* [Your goal]
Answer with nothing except the number of lines that contain the word "this".

* [Given data]
********
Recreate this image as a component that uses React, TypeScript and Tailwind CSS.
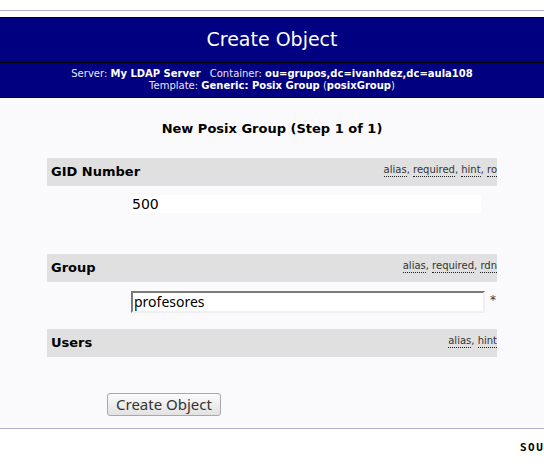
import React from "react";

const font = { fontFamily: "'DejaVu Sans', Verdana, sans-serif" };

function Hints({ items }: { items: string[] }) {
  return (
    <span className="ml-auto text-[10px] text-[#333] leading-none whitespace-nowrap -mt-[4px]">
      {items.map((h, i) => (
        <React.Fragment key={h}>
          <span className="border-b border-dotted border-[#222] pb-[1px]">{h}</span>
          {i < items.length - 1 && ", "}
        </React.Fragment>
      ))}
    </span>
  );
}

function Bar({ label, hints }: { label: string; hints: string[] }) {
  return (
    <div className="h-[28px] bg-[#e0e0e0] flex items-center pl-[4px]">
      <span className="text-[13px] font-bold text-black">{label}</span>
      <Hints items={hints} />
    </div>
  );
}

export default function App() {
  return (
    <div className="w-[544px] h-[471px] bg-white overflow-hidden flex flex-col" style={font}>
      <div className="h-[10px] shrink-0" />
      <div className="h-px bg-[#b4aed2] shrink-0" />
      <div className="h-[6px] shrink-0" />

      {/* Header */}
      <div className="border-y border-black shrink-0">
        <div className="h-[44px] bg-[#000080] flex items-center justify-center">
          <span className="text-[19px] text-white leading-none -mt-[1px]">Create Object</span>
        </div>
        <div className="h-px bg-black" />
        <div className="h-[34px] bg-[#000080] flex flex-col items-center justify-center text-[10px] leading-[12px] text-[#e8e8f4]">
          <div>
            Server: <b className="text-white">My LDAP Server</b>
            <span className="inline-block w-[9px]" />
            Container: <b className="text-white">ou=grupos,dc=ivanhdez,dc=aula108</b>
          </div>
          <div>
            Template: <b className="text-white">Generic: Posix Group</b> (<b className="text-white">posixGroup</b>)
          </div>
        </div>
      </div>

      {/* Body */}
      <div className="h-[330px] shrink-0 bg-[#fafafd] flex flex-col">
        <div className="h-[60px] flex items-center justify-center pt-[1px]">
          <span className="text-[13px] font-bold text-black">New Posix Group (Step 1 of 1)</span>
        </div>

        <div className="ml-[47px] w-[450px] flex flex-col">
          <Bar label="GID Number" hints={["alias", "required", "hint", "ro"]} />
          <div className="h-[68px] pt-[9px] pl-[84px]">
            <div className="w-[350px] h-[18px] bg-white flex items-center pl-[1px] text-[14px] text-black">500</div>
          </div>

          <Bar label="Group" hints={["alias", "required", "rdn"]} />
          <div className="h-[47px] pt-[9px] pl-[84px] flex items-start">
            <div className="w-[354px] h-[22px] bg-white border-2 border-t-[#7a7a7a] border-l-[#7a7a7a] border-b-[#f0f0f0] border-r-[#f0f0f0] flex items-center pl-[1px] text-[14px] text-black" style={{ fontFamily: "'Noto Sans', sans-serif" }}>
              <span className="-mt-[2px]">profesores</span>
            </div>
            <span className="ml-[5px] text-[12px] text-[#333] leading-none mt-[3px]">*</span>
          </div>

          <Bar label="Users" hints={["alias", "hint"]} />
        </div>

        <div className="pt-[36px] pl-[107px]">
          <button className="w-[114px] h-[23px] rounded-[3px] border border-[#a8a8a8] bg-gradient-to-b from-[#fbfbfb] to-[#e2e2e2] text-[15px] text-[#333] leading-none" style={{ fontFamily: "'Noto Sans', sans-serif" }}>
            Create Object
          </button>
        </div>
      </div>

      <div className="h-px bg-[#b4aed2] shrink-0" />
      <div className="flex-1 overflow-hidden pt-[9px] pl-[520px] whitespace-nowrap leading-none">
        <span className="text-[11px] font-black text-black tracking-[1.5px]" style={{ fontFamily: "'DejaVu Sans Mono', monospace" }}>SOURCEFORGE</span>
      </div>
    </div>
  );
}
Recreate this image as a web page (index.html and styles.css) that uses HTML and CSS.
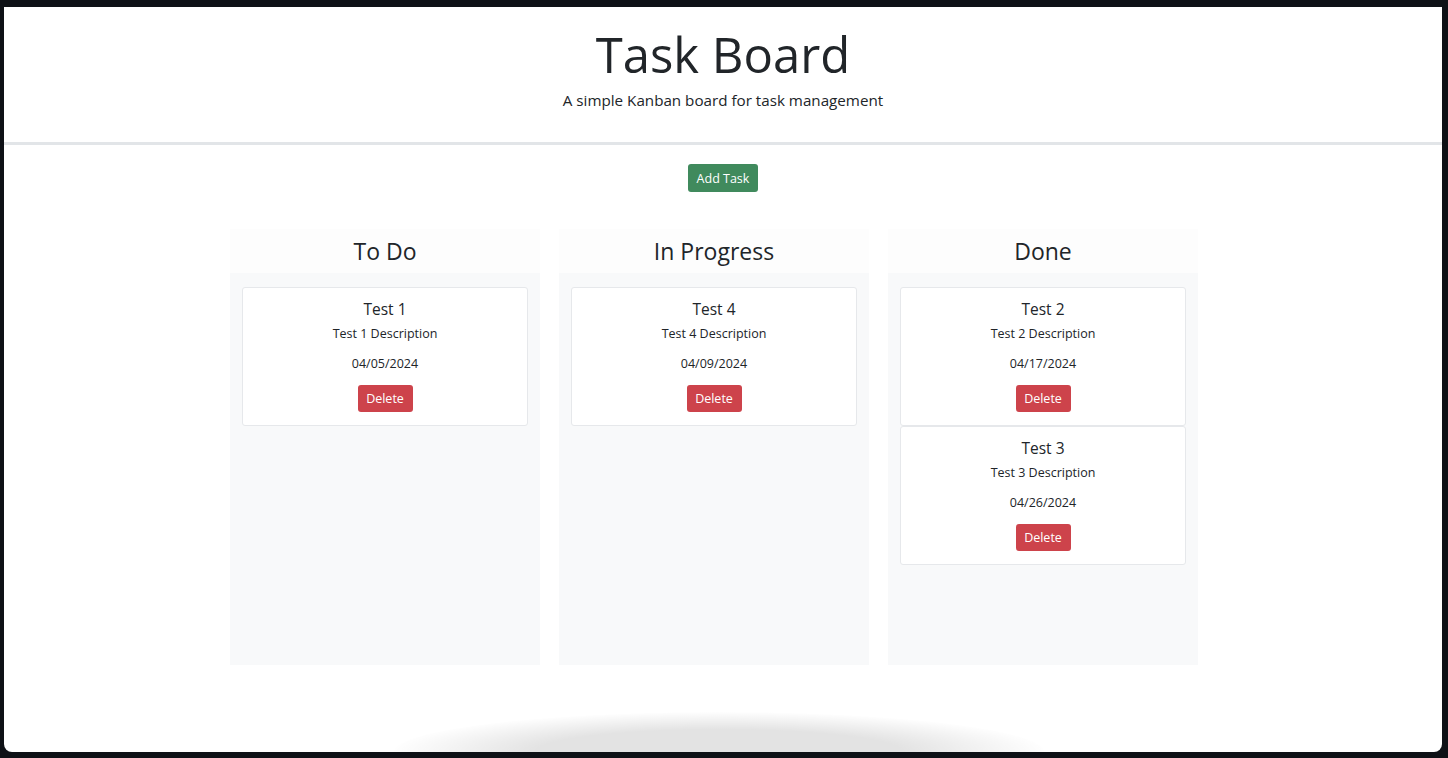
********
* [Worked solution]
2